After Groberg concluded his mission, Jean and John were married in the Los Angeles Temple on September 6, 1957. They eventually became parents to eleven children.
In 1976, her husband was called to serve as a General Authority. At the time of his call, she told the Church News, “I wanted him to be active in the Church and he has been very busy.”[2] Also at the time of his call, Elder Groberg described Jean as a woman of “great faith and tremendous support.” Her youngest child was only six weeks old when Jean and their five daughters departed for Tonga to serve as mission leaders in 1966. “I had heard John talk through the years of these people—their great faith, their love, and their service—and I didn’t have any worries. I was really excited about it.”[3]

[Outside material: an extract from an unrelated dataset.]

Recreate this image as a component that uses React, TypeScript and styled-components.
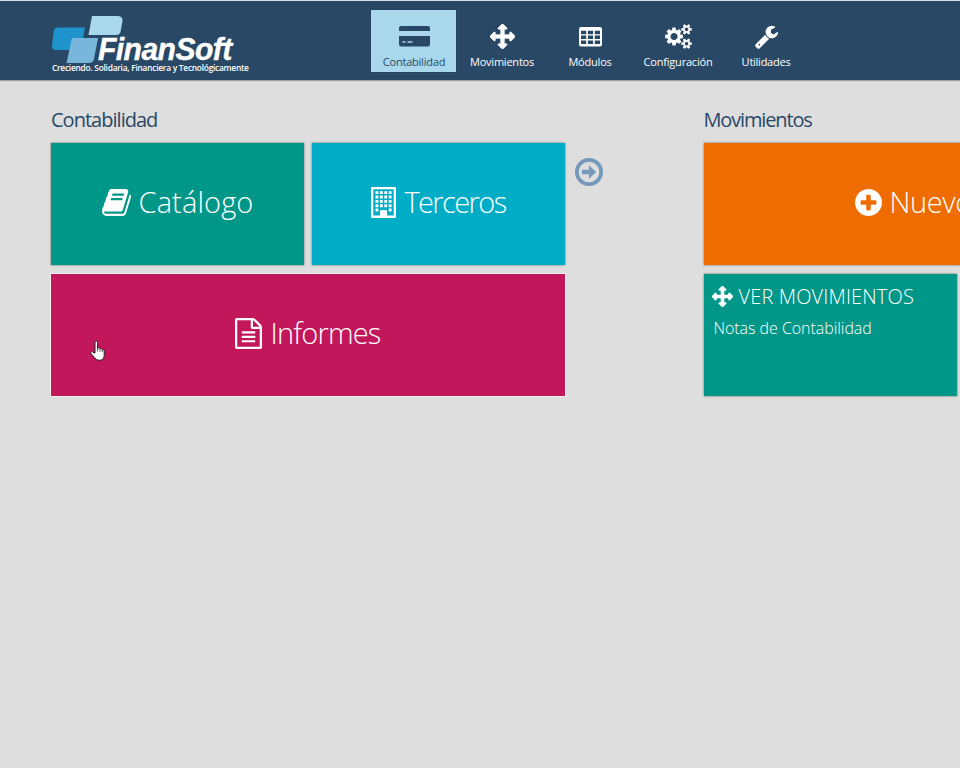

In 1976, they were the parents of 10 children living in Honolulu, Hawaii where John presided as the Church’s South Pacific Area Supervisor and a member of the First Quorum of the Seventy. Their last daughter was born in Hawaii during their service.
Also during his full-time service in the Church of Jesus Christ, they spent three years in Buenos Aires, Argentina, four years in Hong Kong, and three years in Idaho Falls, Idaho. She traveled with him to his many assignments throughout the world, but he was also gone for extended periods.
- On one occasion a call from the prophet to Elder Groberg conveyed this message: “Tell your wife you won’t be gone over six months on this special assignment (it turned out to be only two months), but we’re not sure how long it will be.” Of these times she spoke tenderly: “When your husband is giving his all, it doesn’t separate you even while he is away. It really doesn’t separate you. You are a part of it with him,” she explained. “It was his letters,” she said. And she had already developed a deep appreciation for his sensitive writing. “He would write such inspiring letters. His letters to us as a family had a profound influence on everything we did. They always have been such a strengthening influence,” she emphasized. “He would share what he could of his experiences and then he would come home and the girls would look forward to their daddy coming back and telling them really special and inspiring things that had happened on his trip.”[4]
- “Even though he was not there, his influence was always there. . . . I just know that you have to keep going on the path, no matter what comes along. I do know the only way things will work out is to follow the path that the Lord has set out. I’ve always had a testimony of the fact that Heavenly Father put each of us on this earth at the right time and in the right place for our greatest development. . . . My parents taught me and I’ve come to know that it’s up to us to face life with faith and just never give up, knowing that the things that are happening are for our good.”[5]
Jean passed away in Bountiful, Utah, on October 8, 2021, from leukemia.